Another great forward of the modern era, Joe Canning has been recognised five times as an All-Star but had to wait quite a while to win his only All-Ireland medal in 2017.

In a recent conversation with some devout hurling men, the idea came up of selecting the best 15 All-Star winners of all time, going back over the last 50 years. 

Goalkeeping legend Ger Cummingham, a four-time All-Star.
Goalkeeping legend Ger Cummingham, a four-time All-Star.

It was a great idea at first but laughable at the same time because it was an impossible task.

How in God’s name could you put 15 names down on paper from the vast list of those available for selection.

You just could not do it but in all these types of selections, it’s just a bit of fun really to create a bit of debate when for the most part at this time of year the GAA fields are lying empty.

There would be a few automatic choices, quite a few of them from Kilkenny who have been successful on so many occasions since the scheme was introduced. Noel Skehan would have to be the choice as the goalkeeper, selected as an All-Star on seven different occasions while Henry Shefflin has been recognised 11 times.

Tommy Walsh has nine alongside his name as does DJ Carey, while JJ Delaney has seven. A lengthy list of Cork hurlers have been honoured on numerous occasions as well with John Fenton, Tony O’Sullivan and Jimmy Barry Murphy receiving five each.

Tony O'Sullivan has five All-Star awards.
Tony O'Sullivan has five All-Star awards.

Patrick Horgan, Diarmuid O’Sullivan, Ger Cunningham and Denis Coughlan have been honoured four times while there is a very long list of those with three, Joe Deane, Ronan Curran, Jerry O’Connor, Seán Óg Ó hAilpín, Brian Corcoran, Dermot McCurtain, Tom Cashman, Martin O’Doherty, Seanie O’Leary, Charlie McCarthy, John Horgan, Ray Cummins.

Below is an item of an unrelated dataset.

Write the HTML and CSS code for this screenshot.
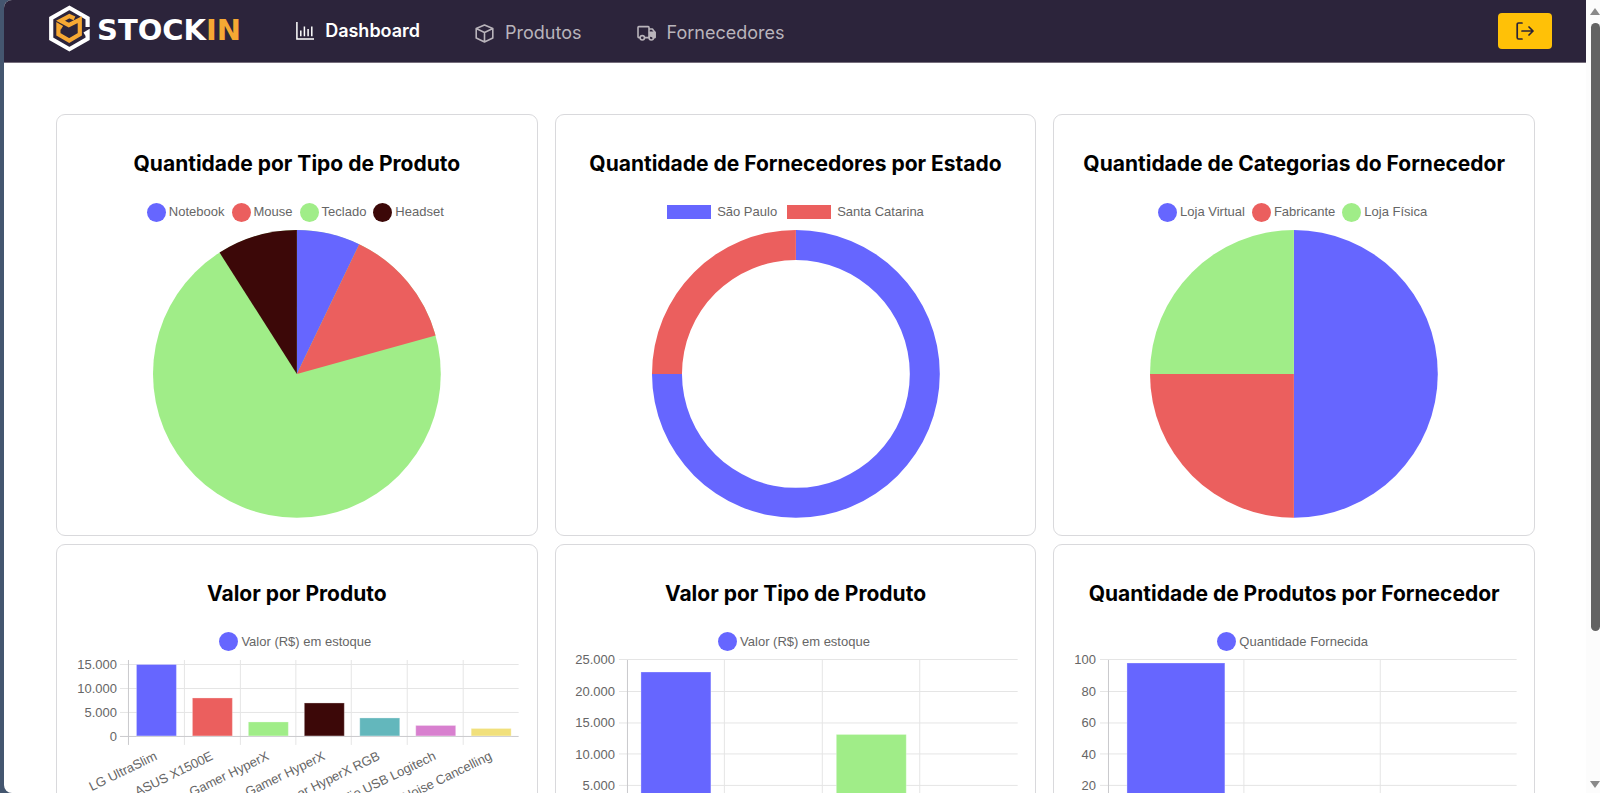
FILE: index.html
```html
<!DOCTYPE html>
<html lang="pt-BR">
<head>
<meta charset="utf-8">
<title>Stockin - Dashboard</title>
<link rel="stylesheet" href="styles.css">
</head>
<body>
<div class="app">
  <header class="topbar">
    <a class="brand" href="#">
      <svg width="41" height="47" viewBox="0 0 41 47" fill="none" aria-hidden="true">
        <path d="M38.6 22V13.3L20.4 2.800 2.200 13.300V33.700L20.400 44.200 38.600 33.700V27.500L35.500 29.300" stroke="#fff" stroke-width="4.200"/>
        <path d="M25.500 13.400L20.400 11 11.500 15.800 19.800 20.200 30.800 14.600V29.200L20.200 35.600 9.400 29.200V20.600L13 22.700" stroke="#f6a833" stroke-width="4.200"/>
      </svg>
      <span class="brand-name">STOCK<span class="brand-accent">IN</span></span>
    </a>
    <nav class="nav">
      <a class="nav-link active" href="#">
        <svg width="18" height="18" viewBox="0 0 18 18" fill="none" stroke="currentColor" stroke-width="1.5" aria-hidden="true"><path d="M.9 0V17H18M4.8 8.5V14.2M8.4 4.5V14.2M12.1 7V14.2M15.8 4.5V14.2"/></svg>
        <span>Dashboard</span>
      </a>
      <a class="nav-link" href="#">
        <svg width="19" height="19" viewBox="0 0 19 19" fill="none" stroke="currentColor" stroke-width="1.6" stroke-linejoin="round" aria-hidden="true"><path d="M9.5 1L17.8 4.6V14L9.5 18 1.2 14V4.6ZM1.2 4.6L9.5 8.4 17.8 4.6M9.5 8.4V18"/></svg>
        <span>Produtos</span>
      </a>
      <a class="nav-link" href="#">
        <svg width="19" height="19" viewBox="0 0 19 19" fill="none" stroke="currentColor" stroke-width="1.6" stroke-linejoin="round" aria-hidden="true"><path d="M3 13.6H1.8Q1 13.6 1 12.8V3.4Q1 2.6 1.8 2.6H11.2Q12 2.6 12 3.4V13.6H7.6M12 5H15.4L18 8.4V13.6H16.6"/><path d="M12.6 8.4H18V13H16L13 11Z" fill="currentColor"/><circle cx="5.3" cy="13.8" r="2.2"/><circle cx="14.3" cy="13.8" r="2.2"/></svg>
        <span>Fornecedores</span>
      </a>
    </nav>
    <button class="logout" type="button" aria-label="Sair">
      <svg width="18" height="18" viewBox="0 0 18 18" fill="none" stroke="currentColor" stroke-width="1.7" stroke-linecap="round" stroke-linejoin="round" aria-hidden="true"><path d="M6 1H2.6Q1.2 1 1.2 2.4V15.6Q1.2 17 2.6 17H6M6 9H17M13 5L17 9 13 13"/></svg>
    </button>
  </header>

  <main class="grid">
    <section class="card">
      <h2>Quantidade por Tipo de Produto</h2>
      <ul class="legend">
        <li><i class="dot blue"></i>Notebook</li>
        <li><i class="dot red"></i>Mouse</li>
        <li><i class="dot green"></i>Teclado</li>
        <li><i class="dot dark"></i>Headset</li>
      </ul>
      <svg class="pie" viewBox="0 0 288 288" role="img" aria-label="Quantidade por Tipo de Produto">
        <circle class="green" cx="144" cy="144" r="144"/>
        <path class="blue" d="M144 144V0A144 144 0 0 1 206.4 14.2Z"/>
        <path class="red" d="M144 144L206.4 14.2A144 144 0 0 1 282.8 105.5Z"/>
        <path class="dark" d="M144 144L66.6 22.6A144 144 0 0 1 144 0Z"/>
      </svg>
    </section>

    <section class="card">
      <h2>Quantidade de Fornecedores por Estado</h2>
      <ul class="legend wide">
        <li><i class="box blue"></i>São Paulo</li>
        <li><i class="box red"></i>Santa Catarina</li>
      </ul>
      <svg class="pie" viewBox="0 0 288 288" role="img" aria-label="Quantidade de Fornecedores por Estado">
        <path class="blue" d="M144 0A144 144 0 1 1 0 144H30A114 114 0 1 0 144 30Z"/>
        <path class="red" d="M0 144A144 144 0 0 1 144 0V30A114 114 0 0 0 30 144Z"/>
      </svg>
    </section>

    <section class="card">
      <h2>Quantidade de Categorias do Fornecedor</h2>
      <ul class="legend">
        <li><i class="dot blue"></i>Loja Virtual</li>
        <li><i class="dot red"></i>Fabricante</li>
        <li><i class="dot green"></i>Loja Física</li>
      </ul>
      <svg class="pie" viewBox="0 0 288 288" role="img" aria-label="Quantidade de Categorias do Fornecedor">
        <path class="blue" d="M144 0A144 144 0 0 1 144 288Z"/>
        <path class="red" d="M144 144V288A144 144 0 0 1 0 144Z"/>
        <path class="green" d="M144 144H0A144 144 0 0 1 144 0Z"/>
      </svg>
    </section>

    <section class="card">
      <h2>Valor por Produto</h2>
      <ul class="legend">
        <li><i class="dot blue"></i>Valor (R$) em estoque</li>
      </ul>
      <svg class="chart" viewBox="0 0 480 220" role="img" aria-label="Valor por Produto">
        <path class="gridline" d="M63 4.5H462M63 28.5H462M63 52.5H462M127.5 0V85M183.5 0V85M239 0V85M294.5 0V85M350.5 0V85M406.5 0V85"/>
        <path class="axis" d="M71.5 0V85M63 76.5H462"/>
        <g class="bars">
          <rect class="blue" x="79.5" y="4.500" width="40" height="71.500"/>
          <rect class="red" x="135.5" y="38" width="40" height="38"/>
          <rect class="green" x="191.5" y="62" width="40" height="14"/>
          <rect class="dark" x="247.5" y="43" width="40" height="33"/>
          <rect class="teal" x="303" y="58" width="40" height="18"/>
          <rect class="pink" x="359" y="65.500" width="40" height="10.500"/>
          <rect class="yellow" x="414.5" y="68.500" width="40" height="7.500"/>
        </g>
        <g class="labels">
          <text x="60" y="9">15.000</text>
          <text x="60" y="33">10.000</text>
          <text x="60" y="57">5.000</text>
          <text x="60" y="81">0</text>
          <text transform="translate(101 99) rotate(-26)">LG UltraSlim</text>
          <text transform="translate(157 99) rotate(-26)">ASUS X1500E</text>
          <text transform="translate(213 99) rotate(-26)">Teclado Gamer HyperX</text>
          <text transform="translate(269 99) rotate(-26)">Mouse Gamer HyperX</text>
          <text transform="translate(324 99) rotate(-26)">Mouse Gamer HyperX RGB</text>
          <text transform="translate(380 99) rotate(-26)">Teclado Sem Fio USB Logitech</text>
          <text transform="translate(436 99) rotate(-26)">Headset Noise Cancelling</text>
        </g>
      </svg>
    </section>

    <section class="card">
      <h2>Valor por Tipo de Produto</h2>
      <ul class="legend">
        <li><i class="dot blue"></i>Valor (R$) em estoque</li>
      </ul>
      <svg class="chart" viewBox="0 0 480 220" role="img" aria-label="Valor por Tipo de Produto">
        <path class="gridline" d="M63 -.5H462M63 31.5H462M63 63H462M63 94H462M63 125.5H462M168.500 0V165M266.5 0V165M364 0V165"/>
        <path class="axis" d="M71.5 0V165M63 157.5H462"/>
        <g class="bars">
          <rect class="blue" x="85" y="12" width="70" height="145"/>
          <rect class="green" x="280.500" y="74.500" width="70" height="82.500"/>
        </g>
        <g class="labels">
          <text x="59" y="4">25.000</text>
          <text x="59" y="36">20.000</text>
          <text x="59" y="67">15.000</text>
          <text x="59" y="99">10.000</text>
          <text x="59" y="130">5.000</text>
          <text x="59" y="162">0</text>
        </g>
      </svg>
    </section>

    <section class="card">
      <h2>Quantidade de Produtos por Fornecedor</h2>
      <ul class="legend">
        <li><i class="dot blue"></i>Quantidade Fornecida</li>
      </ul>
      <svg class="chart" viewBox="0 0 480 220" role="img" aria-label="Quantidade de Produtos por Fornecedor">
        <path class="gridline" d="M46 -.5H463M46 31.5H463M46 63H463M46 94H463M46 125.5H463M190 0V165M326.5 0V165"/>
        <path class="axis" d="M54.5 0V165M46 157.5H463"/>
        <g class="bars">
          <rect class="blue" x="73" y="3" width="98" height="154"/>
        </g>
        <g class="labels">
          <text x="42" y="4">100</text>
          <text x="42" y="36">80</text>
          <text x="42" y="67">60</text>
          <text x="42" y="99">40</text>
          <text x="42" y="130">20</text>
          <text x="42" y="162">0</text>
        </g>
      </svg>
    </section>
  </main>
</div>
<div class="scrollbar" aria-hidden="true">
  <span class="arrow up"></span>
  <span class="track"><span class="thumb"></span></span>
  <span class="arrow down"></span>
</div>
</body>
</html>
```
FILE: styles.css
```css
* { box-sizing: border-box; }
body {
  margin: 0;
  height: 100vh;
  overflow: hidden;
  display: flex;
  padding-left: 4px;
  background: linear-gradient(to right, #44566f 0 50%, #fcfcfc 50%);
  font-family: Inter, "Open Sans", sans-serif;
}
.app {
  flex: 1;
  min-width: 0;
  overflow: hidden;
  background: #fff;
  border-radius: 8px 0 0 8px;
}
.topbar {
  height: 63px;
  display: flex;
  align-items: center;
  padding: 0 34px 0 45px;
  background: #2c243b;
  border-bottom: 1px solid #766e7c;
}
.brand {
  display: flex;
  align-items: center;
  gap: 7px;
  padding-bottom: 5px;
  text-decoration: none;
}
.brand svg { display: block; }
.brand-name {
  padding-top: 2px;
  font: bold 29px/32px "DejaVu Sans", sans-serif;
  color: #fff;
}
.brand-accent { color: #f6a833; }
.nav {
  display: flex;
  align-items: center;
  gap: 55px;
  margin-left: 55px;
}
.nav-link {
  display: flex;
  align-items: center;
  gap: 11px;
  font-size: 18px;
  line-height: 24px;
  color: #b9b4bb;
  text-decoration: none;
  padding-top: 4px;
}
.nav-link.active {
  font-weight: 600;
  color: #fff;
  padding-top: 0;
}
.logout {
  margin-left: auto;
  width: 54px;
  height: 36px;
  display: flex;
  align-items: center;
  justify-content: center;
  border: 0;
  border-radius: 4px;
  background: #ffc107;
  color: #2b2438;
}
.grid {
  display: grid;
  grid-template-columns: repeat(3, minmax(0, 1fr));
  gap: 8px 17px;
  padding: 51px 51px 24px 52px;
}
.card {
  padding: 34px 0 17px;
  border: 1px solid #d9d9dc;
  border-radius: 9px;
}
.card h2 {
  margin: 0 0 23px;
  font-size: 21px;
  line-height: 30px;
  font-weight: 700;
  text-align: center;
  white-space: nowrap;
  color: #000;
}
.legend {
  display: flex;
  justify-content: center;
  gap: 7px;
  margin: 0 0 8px;
  padding: 0 3px 0 0;
  list-style: none;
  font: 13px/20px "Liberation Sans", Arial, sans-serif;
  color: #666;
}
.legend li { display: flex; align-items: center; gap: 3px; }
.legend.wide { gap: 10px; padding: 0; }
.legend.wide li { gap: 6px; }
.dot { width: 19px; height: 19px; border-radius: 50%; }
.box { width: 44px; height: 14px; }
.pie { display: block; width: 60%; margin: 0 auto; overflow: visible; }
.chart { display: block; width: 100%; overflow: visible; }
.blue { background: #6666ff; fill: #6666ff; }
.red { background: #eb5f5e; fill: #eb5f5e; }
.green { background: #a0ed88; fill: #a0ed88; }
.dark { background: #3c0808; fill: #3c0808; }
.teal { fill: #63b7bc; }
.pink { fill: #d880cf; }
.yellow { fill: #f1e07c; }
.gridline { stroke: #e5e5e5; }
.axis { stroke: #c9c9cc; }
.bars rect { stroke: rgba(255, 255, 255, .3); }
.labels {
  font: 13px "Liberation Sans", Arial, sans-serif;
  fill: #666;
  text-anchor: end;
}
.scrollbar {
  width: 14px;
  display: flex;
  flex-direction: column;
  align-items: center;
  padding: 8px 0 5px 4px;
  gap: 8px;
  background: #fcfcfc;
}
.arrow { border: 5px solid transparent; border-top-width: 0; border-bottom: 7px solid #8a8a8a; }
.arrow.down { border-top: 7px solid #8a8a8a; border-bottom-width: 0; }
.track { flex: 1; width: 9px; }
.thumb { display: block; height: 81%; border-radius: 5px; background: #636363; }
```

There are many more who have been selected too in the list of great Cork hurlers and every one of them were worthy recipients.

Of course, everything depends on how well your county has fared in the provincial and All-Ireland campaigns and for the most part, the final 15 selections are based on how well your county performed at the business end of the campaign.

If your county does not make it to the last four of the All-Ireland campaign, no matter how well an individual has done, he will struggle to gain an award.

There are exceptions, of course, Tony Kelly from Clare this season. A very select few have won a dual award, the likes of Ray Cummins, Jimmy Barry-Murphy and Offaly’s Liam Currams, a feat that is unlikely ever to be achieved because of the non-existence of inter-county dual players anymore.

Down through the 50 years of All-Star selections there has been no shortage of controversy either, players who looked to be near certainties for selection not being recognised.

Perhaps the most notable case in that regard was the omission of Offaly’s Brian Whelehan who, despite being named the Texaco Hurler of the Year in 1994, did not receive an award.

At the time it caused consternation among the hurling fraternity in the Faithful County and much further afield.

Recently a selection committee composed of Anthony Nash, Liam Sheedy and Anthony Daly selected their best 15 from the past half-century and in most instances, it’s difficult to disagree with their choices.

Here are the 15 that they chose: 

N Skehan; 

JJ Delaney, B Lohan, B Corcoran; 

T Walsh, P Maher, B Whelehan; 

J Fenton, F Cummins; 

J Canning, H Shefflin, TJ Reid; 

N English, J Barry-Murphy, DJ Carey.

Nobody in the entire GAA family would have envied them in their near-impossible task and the 15 chosen would grace any GAA pitch across the landscape.

However, this observer would make a few slight alterations and along with many others, I would include Ray Cummins in the attacking six in place of TJ Reid while Eddie Keher, Eamon Cregan and Patrick Horgan would be very strong in the equation too.

Back in defence the centre-back berth would have been a position that I disagreed with a bit.

Nothing at all wrong with the choice of Pádraic Maher from Tipperary but I would have Ciaran Carey from Limerick, Sean Stack from Clare, Galway’s Tony Keady and Ronan Curran from Cork all ahead of him.

In the modern era, the current Limerick team is one of the best we have seen for many a long day and in five years time if you were selecting the best 15 one has no doubt that quite a few of the team would be included.

You could select 20 different All-Star teams and all the choices you made would have been justified.